REPUBLIKA.CO.ID, JENEWA - Dewan Hak Asasi Manusia Perserikatan Bangsa-Bangsa (HAM PBB) memperbarui mandat misi pencari fakta di Venezuela. Namun Caracas menilai inisiatif ini sebagai alat untuk campur tangan dalam masalah domestik.
Mandat untuk memperpanjang Misi Pencari Fakta Independen Internasional untuk Venezuela (FFM) selama dua tahun lagi disetujui oleh 19 suara berbanding lima menentang. Sementara 23 abstain selama sesi Dewan di Jenewa pada Jumat (7/10/2022) waktu setempat.
Mereka yang menentang adalah Kuba, Bolivia, China, Eritrea dan Venezuela sendiri.
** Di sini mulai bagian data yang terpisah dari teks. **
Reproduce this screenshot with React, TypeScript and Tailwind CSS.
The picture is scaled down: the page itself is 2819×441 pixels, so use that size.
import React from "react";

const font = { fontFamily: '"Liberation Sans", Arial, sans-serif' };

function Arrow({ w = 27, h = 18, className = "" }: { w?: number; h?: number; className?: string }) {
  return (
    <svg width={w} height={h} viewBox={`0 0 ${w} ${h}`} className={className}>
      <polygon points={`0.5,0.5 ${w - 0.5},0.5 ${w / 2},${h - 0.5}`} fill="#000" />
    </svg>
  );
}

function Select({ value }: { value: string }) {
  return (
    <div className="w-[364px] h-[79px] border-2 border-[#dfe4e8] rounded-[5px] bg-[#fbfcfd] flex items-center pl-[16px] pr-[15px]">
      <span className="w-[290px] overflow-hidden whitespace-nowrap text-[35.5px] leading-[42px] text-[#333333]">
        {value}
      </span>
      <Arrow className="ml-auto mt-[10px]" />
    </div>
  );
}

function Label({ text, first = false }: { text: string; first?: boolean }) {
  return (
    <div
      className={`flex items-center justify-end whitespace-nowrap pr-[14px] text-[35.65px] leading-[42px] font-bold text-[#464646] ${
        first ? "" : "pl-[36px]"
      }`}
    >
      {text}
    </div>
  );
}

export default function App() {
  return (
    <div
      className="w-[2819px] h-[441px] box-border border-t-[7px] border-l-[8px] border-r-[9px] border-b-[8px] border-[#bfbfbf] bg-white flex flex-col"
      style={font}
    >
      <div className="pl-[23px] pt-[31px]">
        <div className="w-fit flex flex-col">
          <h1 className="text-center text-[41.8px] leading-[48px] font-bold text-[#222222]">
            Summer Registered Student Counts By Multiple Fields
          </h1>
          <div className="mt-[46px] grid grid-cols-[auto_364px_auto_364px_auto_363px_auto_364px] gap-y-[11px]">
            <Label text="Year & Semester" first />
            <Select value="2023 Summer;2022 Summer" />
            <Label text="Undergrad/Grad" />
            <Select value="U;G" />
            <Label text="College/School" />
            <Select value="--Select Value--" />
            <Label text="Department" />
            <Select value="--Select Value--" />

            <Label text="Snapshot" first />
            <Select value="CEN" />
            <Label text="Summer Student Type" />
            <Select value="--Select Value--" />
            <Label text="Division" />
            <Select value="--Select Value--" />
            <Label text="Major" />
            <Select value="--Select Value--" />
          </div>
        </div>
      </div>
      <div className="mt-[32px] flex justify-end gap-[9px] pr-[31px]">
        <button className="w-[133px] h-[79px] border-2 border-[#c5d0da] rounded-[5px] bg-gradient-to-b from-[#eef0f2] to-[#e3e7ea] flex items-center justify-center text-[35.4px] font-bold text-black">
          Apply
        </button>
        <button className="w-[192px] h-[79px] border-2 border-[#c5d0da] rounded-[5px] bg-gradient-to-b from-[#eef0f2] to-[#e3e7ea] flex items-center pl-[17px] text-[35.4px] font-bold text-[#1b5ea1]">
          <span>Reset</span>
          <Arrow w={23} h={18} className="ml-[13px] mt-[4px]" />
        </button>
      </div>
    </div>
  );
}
Misi PBB pertama kali dibentuk pada 2019 untuk menyelidiki dugaan pelanggaran hak asasi manusia di Venezuela. Perwakilan Venezuela di Dewan HAM, Duta Besar Hector Constant Rosales, menjuluki resolusi perpanjangan mandat itu "bermusuhan".
Menteri Luar Negeri Venezuela Carlos Faria mengatakan di Twitter bahwa perpanjangan FFM adalah serangan baru terhadap Venezuela. "Misi dirancang untuk intervensionisme dan untuk pemalsuan realitas," katanya.
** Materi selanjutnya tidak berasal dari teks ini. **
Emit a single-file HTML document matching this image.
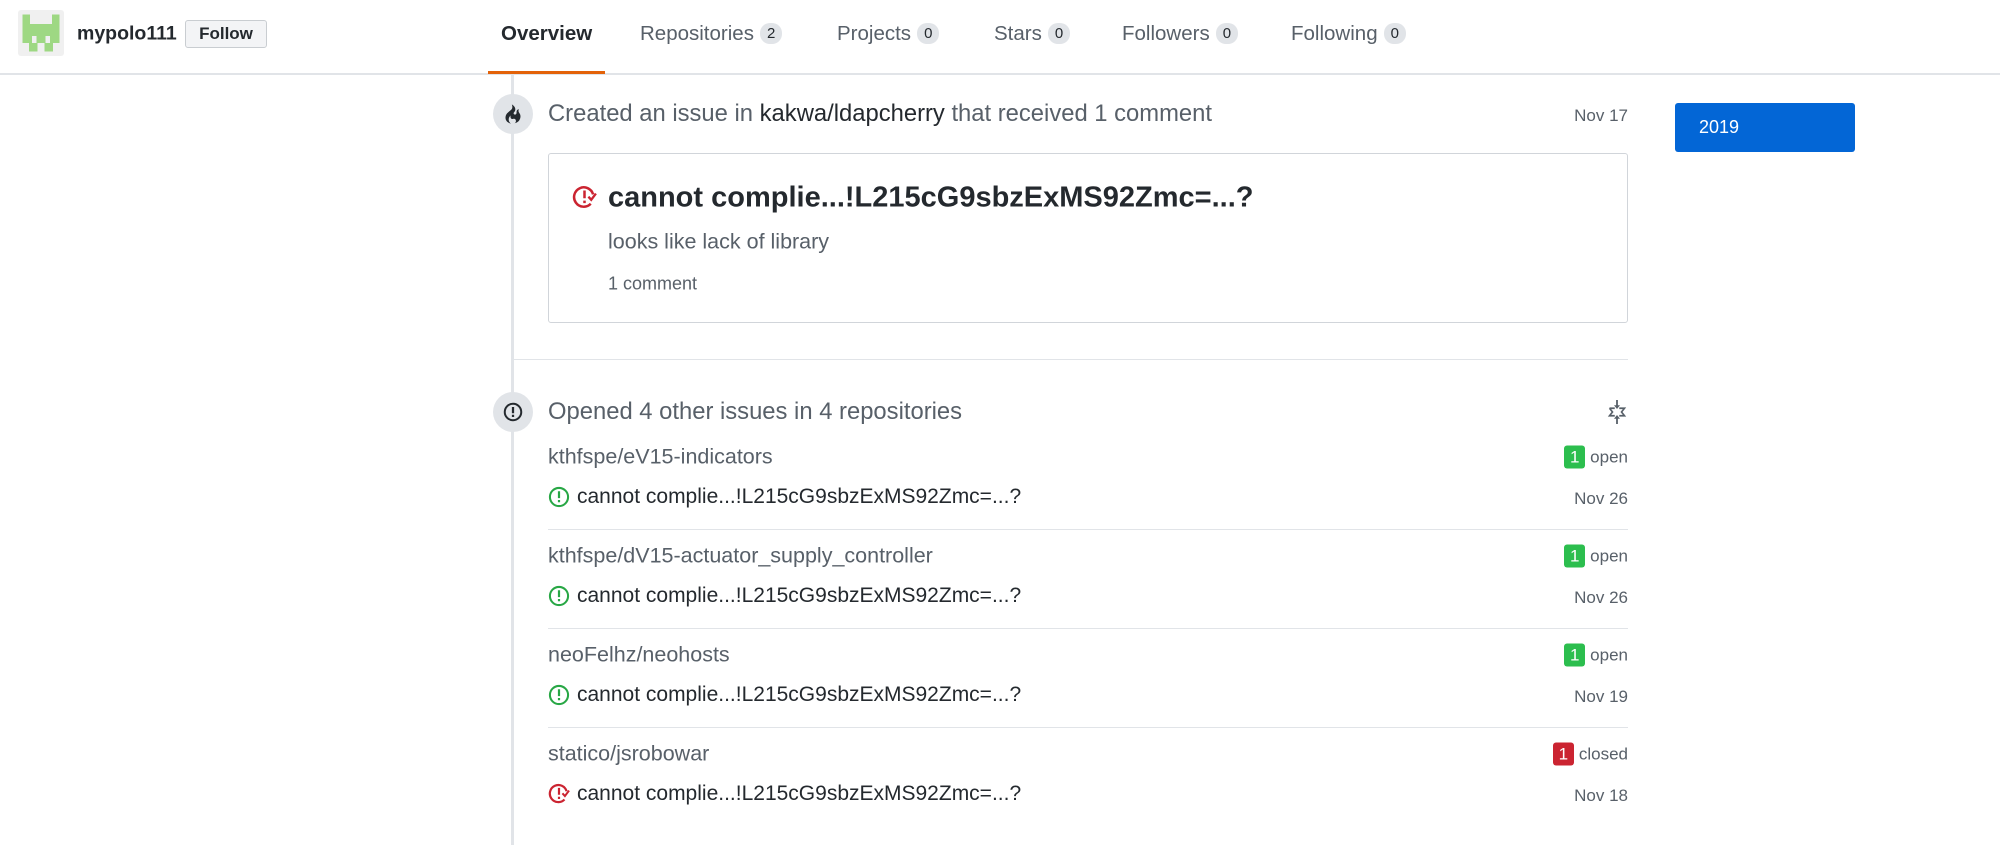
<!DOCTYPE html>
<html><head><meta charset="utf-8"><style>
*{margin:0;padding:0;box-sizing:border-box}
body{width:2000px;height:845px;background:#fff;font-family:"Liberation Sans",Helvetica,Arial,sans-serif;color:#24292e;position:relative;overflow:hidden}
.a{position:absolute;white-space:nowrap}
.vc{transform:translateY(-50%)}
.tab{font-size:20.5px;color:#586069}
.cnt{display:inline-block;background:#e1e4e8;border-radius:10px;font-size:15px;color:#24292e;padding:2px 7px;margin-left:6px;vertical-align:2px}
.g{color:#586069}
.badge{display:inline-block;width:21px;height:23px;border-radius:3px;color:#fff;font-size:17px;text-align:center;line-height:23px;margin-right:5px}
.rn{font-size:21.5px}
.it{font-size:21px}
</style></head><body>
<!-- header -->
<div class="a" style="left:18px;top:10px;width:46px;height:46px;background:#f0f0f0;border-radius:3px"></div>
<svg class="a" style="left:18px;top:10px" width="46" height="46" viewBox="0 0 5 5" shape-rendering="crispEdges">
<g fill="#9ed883"><rect x="0.5" y="0.5" width="0.8" height="1"/><rect x="3.7" y="0.5" width="0.8" height="1"/><rect x="0.5" y="1.5" width="4" height="1.3"/><rect x="0.5" y="2.8" width="1" height="0.8"/><rect x="2" y="2.8" width="1" height="0.8"/><rect x="3.5" y="2.8" width="1" height="0.8"/><rect x="1.2" y="3.6" width="0.9" height="0.9"/><rect x="2.9" y="3.6" width="0.9" height="0.9"/></g></svg>
<div class="a vc" style="left:77px;top:34px;font-size:19.5px;font-weight:bold">mypolo111</div>
<div class="a" style="left:185px;top:20px;width:82px;height:28px;border:1px solid #c9cdd1;border-radius:3px;background:#f3f4f6;font-size:17px;font-weight:bold;text-align:center;line-height:26px">Follow</div>
<div class="a vc tab" style="left:501px;top:34px;color:#24292e;font-weight:bold">Overview</div>
<div class="a vc tab" style="left:640px;top:34px">Repositories<span class="cnt">2</span></div>
<div class="a vc tab" style="left:837px;top:34px">Projects<span class="cnt">0</span></div>
<div class="a vc tab" style="left:994px;top:34px">Stars<span class="cnt">0</span></div>
<div class="a vc tab" style="left:1122px;top:34px">Followers<span class="cnt">0</span></div>
<div class="a vc tab" style="left:1291px;top:34px">Following<span class="cnt">0</span></div>
<div class="a" style="left:0;top:73px;width:2000px;height:2px;background:#e1e4e8"></div>
<div class="a" style="left:488px;top:71px;width:117px;height:3px;background:#e36209"></div>
<!-- timeline -->
<div class="a" style="left:511px;top:75px;width:3px;height:770px;background:#e1e4e8"></div>
<div class="a" style="left:493px;top:94px;width:40px;height:40px;border-radius:50%;background:#e1e4e8"></div>
<svg class="a" style="left:503px;top:104px" width="20" height="20" viewBox="0 0 12 16"><path fill="#24292e" d="M5.05.31c.81 2.170.41 3.38-.52 4.31C3.55 5.670 1.980 6.450.9 7.98c-1.45 2.05-1.7 6.53 3.53 7.7-2.2-1.16-2.67-4.52-.3-6.61-.61 2.03.53 3.33 1.94 2.86 1.39-.47 2.3.53 2.27 1.67-.02.78-.31 1.44-1.13 1.81 3.42-.59 4.78-3.42 4.78-5.56 0-2.84-2.53-3.22-1.25-5.61-1.52.13-2.03 1.13-1.89 2.75.09 1.08-1.02 1.8-1.86 1.33-.67-.41-.66-1.19-.06-1.78C8.18 5.31 8.68 2.45 5.05.32z"/></svg>
<div class="a vc g" style="left:548px;top:114px;font-size:23.8px">Created an issue in <span style="color:#24292e">kakwa/ldapcherry</span> that received 1 comment</div>
<div class="a vc g" style="right:372px;top:116px;font-size:17px">Nov 17</div>
<div class="a" style="left:548px;top:153px;width:1080px;height:170px;border:1px solid #d1d5da;border-radius:3px"></div>
<svg class="a" style="left:572px;top:185px" width="25" height="25" viewBox="0 0 16 16"><path fill="none" stroke="#cb2431" stroke-width="1.6" d="M13.5 6A6.2 6.2 0 1 0 12 12"/><path fill="#cb2431" d="M7.2 3.5h1.6v5H7.2zM7.2 10h1.6v1.6H7.2z"/><path fill="none" stroke="#cb2431" stroke-width="1.5" d="M10.5 7.5l1.8 2 3-4"/></svg>
<div class="a vc" style="left:608px;top:198px;font-size:29px;font-weight:bold">cannot complie...!L215cG9sbzExMS92Zmc=...?</div>
<div class="a vc g" style="left:608px;top:242px;font-size:21.5px">looks like lack of library</div>
<div class="a vc g" style="left:608px;top:284px;font-size:18px">1 comment</div>
<div class="a" style="left:514px;top:359px;width:1114px;height:1px;background:#e1e4e8"></div>
<!-- second -->
<div class="a" style="left:493px;top:392px;width:40px;height:40px;border-radius:50%;background:#e1e4e8"></div>
<svg class="a" style="left:503px;top:402px" width="20" height="20" viewBox="0 0 16 16"><circle cx="8" cy="8" r="6.6" fill="none" stroke="#24292e" stroke-width="1.6"/><path fill="#24292e" d="M7.1 4h1.8v5H7.1zM7.1 10.2h1.8V12H7.1z"/></svg>
<div class="a vc g" style="left:548px;top:412px;font-size:23.8px">Opened 4 other issues in 4 repositories</div>
<svg class="a" style="left:1605px;top:400px" width="24" height="24" viewBox="0 0 16 16"><path fill="none" stroke="#586069" stroke-width="1.1" d="M3 5.5h3.5M9.5 5.5H13L11 8l2 2.5H9.5M6.5 10.5H3L5 8 3 5.5"/><path fill="#586069" d="M7.4 0h1.2v3.5H10L8 6 6 3.5h1.4zM8 10l2 2.5H8.6V16H7.4v-3.5H6z"/></svg>

<div class="a vc g rn" style="left:548px;top:457px">kthfspe/eV15-indicators</div>
<div class="a vc g" style="right:372px;top:457px;font-size:17px"><span class="badge" style="background:#2cbe4e">1</span>open</div>
<svg class="a" style="left:548px;top:486px" width="22" height="22" viewBox="0 0 16 16"><circle cx="8" cy="8" r="6.6" fill="none" stroke="#28a745" stroke-width="1.5"/><path fill="#28a745" d="M7.2 3.8h1.6v5H7.2zM7.2 10.2h1.6v1.6H7.2z"/></svg>
<div class="a vc it" style="left:577px;top:497px">cannot complie...!L215cG9sbzExMS92Zmc=...?</div>
<div class="a vc g" style="right:372px;top:499px;font-size:17px">Nov 26</div>
<div class="a" style="left:548px;top:529px;width:1080px;height:1px;background:#e1e4e8"></div>

<div class="a vc g rn" style="left:548px;top:556px">kthfspe/dV15-actuator_supply_controller</div>
<div class="a vc g" style="right:372px;top:556px;font-size:17px"><span class="badge" style="background:#2cbe4e">1</span>open</div>
<svg class="a" style="left:548px;top:585px" width="22" height="22" viewBox="0 0 16 16"><circle cx="8" cy="8" r="6.6" fill="none" stroke="#28a745" stroke-width="1.5"/><path fill="#28a745" d="M7.2 3.8h1.6v5H7.2zM7.2 10.2h1.6v1.6H7.2z"/></svg>
<div class="a vc it" style="left:577px;top:596px">cannot complie...!L215cG9sbzExMS92Zmc=...?</div>
<div class="a vc g" style="right:372px;top:598px;font-size:17px">Nov 26</div>
<div class="a" style="left:548px;top:628px;width:1080px;height:1px;background:#e1e4e8"></div>

<div class="a vc g rn" style="left:548px;top:655px">neoFelhz/neohosts</div>
<div class="a vc g" style="right:372px;top:655px;font-size:17px"><span class="badge" style="background:#2cbe4e">1</span>open</div>
<svg class="a" style="left:548px;top:684px" width="22" height="22" viewBox="0 0 16 16"><circle cx="8" cy="8" r="6.6" fill="none" stroke="#28a745" stroke-width="1.5"/><path fill="#28a745" d="M7.2 3.8h1.6v5H7.2zM7.2 10.2h1.6v1.6H7.2z"/></svg>
<div class="a vc it" style="left:577px;top:695px">cannot complie...!L215cG9sbzExMS92Zmc=...?</div>
<div class="a vc g" style="right:372px;top:697px;font-size:17px">Nov 19</div>
<div class="a" style="left:548px;top:727px;width:1080px;height:1px;background:#e1e4e8"></div>

<div class="a vc g rn" style="left:548px;top:754px">statico/jsrobowar</div>
<div class="a vc g" style="right:372px;top:754px;font-size:17px"><span class="badge" style="background:#cb2431">1</span>closed</div>
<svg class="a" style="left:548px;top:783px" width="22" height="22" viewBox="0 0 16 16"><path fill="none" stroke="#cb2431" stroke-width="1.6" d="M13.5 6A6.2 6.2 0 1 0 12 12"/><path fill="#cb2431" d="M7.2 3.5h1.6v5H7.2zM7.2 10h1.6v1.6H7.2z"/><path fill="none" stroke="#cb2431" stroke-width="1.5" d="M10.5 7.5l1.8 2 3-4"/></svg>
<div class="a vc it" style="left:577px;top:794px">cannot complie...!L215cG9sbzExMS92Zmc=...?</div>
<div class="a vc g" style="right:372px;top:796px;font-size:17px">Nov 18</div>

<!-- year -->
<div class="a" style="left:1675px;top:103px;width:180px;height:49px;background:#0366d6;border-radius:3px;color:#fff;font-size:18px;line-height:49px;padding-left:24px">2019</div>
</body></html>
"Komisi ini adalah instrumen politik untuk pencemaran nama baik yang paling berani tentang masalah hak asasi manusia," imbuhnya.
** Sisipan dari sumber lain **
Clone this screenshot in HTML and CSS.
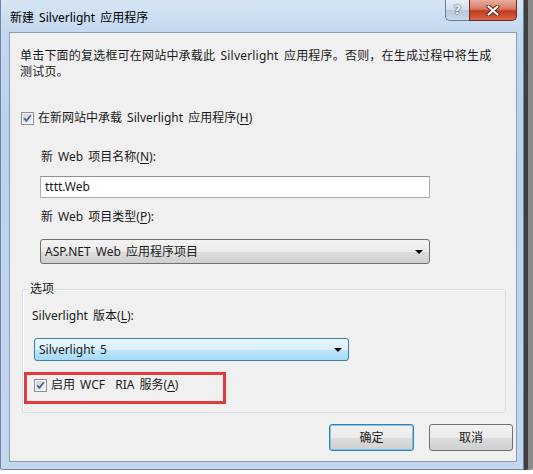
FILE: index.html
```html
<!DOCTYPE html>
<html lang="zh-CN">
<head>
<meta charset="utf-8">
<title>新建 Silverlight 应用程序</title>
<link rel="stylesheet" href="styles.css">
</head>
<body>
<div class="window">
  <div class="titlebar">
    <span class="title">新建 Silverlight 应用程序</span>
    <div class="caption-btns">
      <span class="cap-help">?</span>
      <span class="cap-close">
        <svg width="14" height="11" viewBox="0 0 14 11">
          <path d="M2.5 1.5 L11.5 9.5 M11.5 1.5 L2.5 9.5" stroke="#5a2418" stroke-width="4" stroke-linecap="round" fill="none"/>
          <path d="M2.5 1.5 L11.5 9.5 M11.5 1.5 L2.5 9.5" stroke="#ffffff" stroke-width="2.2" stroke-linecap="round" fill="none"/>
        </svg>
      </span>
    </div>
  </div>
  <div class="client">
    <p class="desc">单击下面的复选框可在网站中承载此 Silverlight 应用程序。否则，在生成过程中将生成<br>测试页。</p>
    <div class="check host">
      <svg class="cb" width="13" height="13" viewBox="0 0 13 13">
        <defs><linearGradient id="cbg" x1="0" y1="0" x2="1" y2="1"><stop offset="0" stop-color="#cbd3dd"/><stop offset="1" stop-color="#f1f4f7"/></linearGradient></defs>
        <rect x=".5" y=".5" width="12" height="12" fill="#f6f6f6" stroke="#8f8f8f"/>
        <rect x="2" y="2" width="9" height="9" fill="url(#cbg)"/>
        <path d="M3.2 6.2 L5.4 8.8 L9.8 3.2" fill="none" stroke="#4c5f8c" stroke-width="1.7"/>
      </svg>
      <span>在新网站中承载 Silverlight 应用程序(<u>H</u>)</span>
    </div>
    <div class="web">
      <div class="lbl lbl-name">新 Web 项目名称(<u>N</u>):</div>
      <div class="textbox">tttt.Web</div>
      <div class="lbl lbl-type">新 Web 项目类型(<u>P</u>):</div>
      <div class="combo combo-type"><span>ASP.NET Web 应用程序项目</span><span class="arrow"></span></div>
    </div>
    <fieldset class="group">
      <legend>选项</legend>
      <div class="lbl lbl-ver">Silverlight 版本(<u>L</u>):</div>
      <div class="combo combo-ver"><span>Silverlight 5</span><span class="arrow"></span></div>
      <div class="mark">
        <div class="check">
          <svg class="cb" width="13" height="13" viewBox="0 0 13 13">
            <rect x=".5" y=".5" width="12" height="12" fill="#f6f6f6" stroke="#8f8f8f"/>
            <rect x="2" y="2" width="9" height="9" fill="url(#cbg)"/>
            <path d="M3.2 6.2 L5.4 8.8 L9.8 3.2" fill="none" stroke="#4c5f8c" stroke-width="1.7"/>
          </svg>
          <span>启用 WCF&nbsp; RIA 服务(<u>A</u>)</span>
        </div>
      </div>
    </fieldset>
    <div class="buttons">
      <button class="btn btn-default">确定</button>
      <button class="btn">取消</button>
    </div>
  </div>
</div>
</body>
</html>
```

FILE: styles.css
```css
* { box-sizing: border-box; }

html, body {
  margin: 0;
  padding: 0;
  background: #ffffff;
}

body {
  font-family: "Noto Sans", "Noto Sans CJK SC", sans-serif;
  font-size: 12px;
  line-height: 16px;
  word-spacing: 2px;
  color: #1a1a1a;
}

.window {
  width: 524px;
  height: 470px;
  display: flex;
  flex-direction: column;
  padding: 0 6px 7px 8px;
  border: 1px solid #6f86a3;
  border-top: none;
  border-radius: 0 0 2px 2px;
  background: linear-gradient(180deg, #d7e6f6 0px, #c4d8ef 30px, #bcd2ec 120px, #c3d7ee 470px);
  box-shadow: 4px 0 0 #3e3e3e, 9px 0 0 #8a8a8a;
}

.titlebar {
  height: 32px;
  display: flex;
  justify-content: space-between;
  align-items: flex-start;
  flex: none;
}

.title {
  margin-top: 10px;
  padding-left: 1px;
  color: #000;
}

.caption-btns {
  display: flex;
  height: 21px;
}

.cap-help {
  width: 24px;
  height: 21px;
  border: 1px solid #6b7f99;
  border-top: none;
  border-right: none;
  border-radius: 0 0 0 5px;
  background: linear-gradient(180deg, #e7eef7 0%, #d2deec 48%, #b7c9de 52%, #cad9eb 100%);
  color: #eef3f9;
  font-family: "DejaVu Sans", sans-serif;
  font-weight: bold;
  font-size: 13px;
  line-height: 19px;
  text-align: center;
  text-shadow: 0 0 1px #3b4c63, 0 0 2px #3b4c63;
}

.cap-close {
  width: 48px;
  height: 21px;
  border: 1px solid #6a2b22;
  border-top: none;
  border-radius: 0 0 5px 0;
  background: linear-gradient(180deg, #e9ad9f 0%, #d87966 45%, #c2391f 55%, #d8674c 100%);
  display: flex;
  align-items: center;
  justify-content: center;
}

.client {
  flex: 1;
  border: 1px solid #8a9db6;
  background: #f0f0f0;
  display: flex;
  flex-direction: column;
}

.desc {
  margin: 0;
  padding: 15px 0 0 10px;
  white-space: nowrap;
  letter-spacing: 0.2px;
}

.check {
  display: flex;
  align-items: center;
  gap: 4px;
  height: 16px;
}

.cb { flex: none; display: block; }

.host {
  margin: 30px 0 0 11px;
}

.web {
  padding-left: 30px;
}

.lbl { padding-left: 1px; }

.lbl-name { margin-top: 23px; }
.lbl-type { margin-top: 11px; }

.textbox {
  margin-top: 11px;
  width: 390px;
  height: 22px;
  background: #ffffff;
  border: 1px solid #abadb3;
  border-top-color: #8e9196;
  padding: 2px 4px;
  line-height: 16px;
}

.combo {
  display: flex;
  align-items: center;
  justify-content: space-between;
  border-radius: 3px;
  padding: 0 6px 0 4px;
}

.combo-type {
  margin-top: 14px;
  width: 390px;
  height: 25px;
  border: 1px solid #707070;
  background: linear-gradient(180deg, #f3f3f3 0%, #ebebeb 50%, #dddddd 51%, #cfcfcf 100%);
}

.arrow {
  width: 0;
  height: 0;
  border-left: 4px solid transparent;
  border-right: 4px solid transparent;
  border-top: 4px solid #000;
}

.group {
  margin: 17px 0 0 12px;
  width: 484px;
  padding: 0 0 8px 0;
  border: 1px solid #d5dfe5;
  border-radius: 3px;
  box-shadow: inset 1px 1px 0 #ffffff;
}

.group legend {
  margin-left: 7px;
  padding: 0;
  line-height: 16px;
}

.lbl-ver {
  margin: 11px 0 0 9px;
  padding-left: 0;
}

.combo-ver {
  margin: 14px 0 0 11px;
  width: 315px;
  height: 23px;
  border: 1px solid #3c7fb1;
  background: linear-gradient(180deg, #eaf6fd 0%, #d9f0fc 50%, #bee6fd 51%, #a7d9f5 100%);
}

.mark {
  margin: 11px 0 0 1px;
  width: 202px;
  height: 32px;
  border: 3px solid #e23a3f;
  padding: 2px 0 0 7px;
}

.buttons {
  margin-top: 11px;
  display: flex;
  justify-content: flex-end;
  gap: 15px;
  padding-right: 3px;
}

.btn {
  font: inherit;
  color: #1a1a1a;
  width: 84px;
  height: 27px;
  border: 1px solid #707070;
  border-radius: 3px;
  background: linear-gradient(180deg, #f2f2f2 0%, #ebebeb 50%, #dddddd 51%, #cfcfcf 100%);
  padding: 0;
}

.btn-default {
  width: 85px;
  border-color: #3c7fb1;
  box-shadow: inset 0 0 0 1px #7ec4e8;
}

u { text-decoration-thickness: 1px; text-underline-offset: 2px; }
```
Pada September, laporan misi ketiga menemukan bahwa badan intelijen negara di bawah kepemimpinan Presiden Nicolas Maduro telah menekan oposisi melalui penahanan sewenang-wenang dan penyiksaan yang merupakan kejahatan terhadap kemanusiaan. "Badan-badan intelijen memanfaatkan kekerasan seksual dan berbasis gender untuk menyiksa dan mempermalukan tahanan mereka setidaknya sejak 2014 dan pelanggaran dan kejahatan berlanjut hingga hari ini," kata laporan itu.
Pemerintah Venezuela menanggapi bahwa tuduhan laporan itu salah dan tidak berdasar. Pemerintah menegaskan bahwa Venezuela adalah negara demokratis dan sosial, berdasarkan supremasi hukum dan keadilan, yang berkomitmen untuk pemajuan, penghormatan dan perlindungan hak asasi manusia.
Di sisi lain, kelompok hak asasi manusia menyambut baik perpanjangan FFM. "Pembaruan ini merupakan tanda dukungan bagi korban pelanggaran hak asasi manusia yang tak terhitung jumlahnya yang telah, dan terus, dilakukan di negara ini," kata Direktur Amnesti Internasional Amerika Erika Guevara Rosas di Twitter.
Human Rights Watch menyebut perpanjangan FFM sangat penting dan mengatakan itu memainkan peran peringatan dini menjelang pemilihan presiden 2024.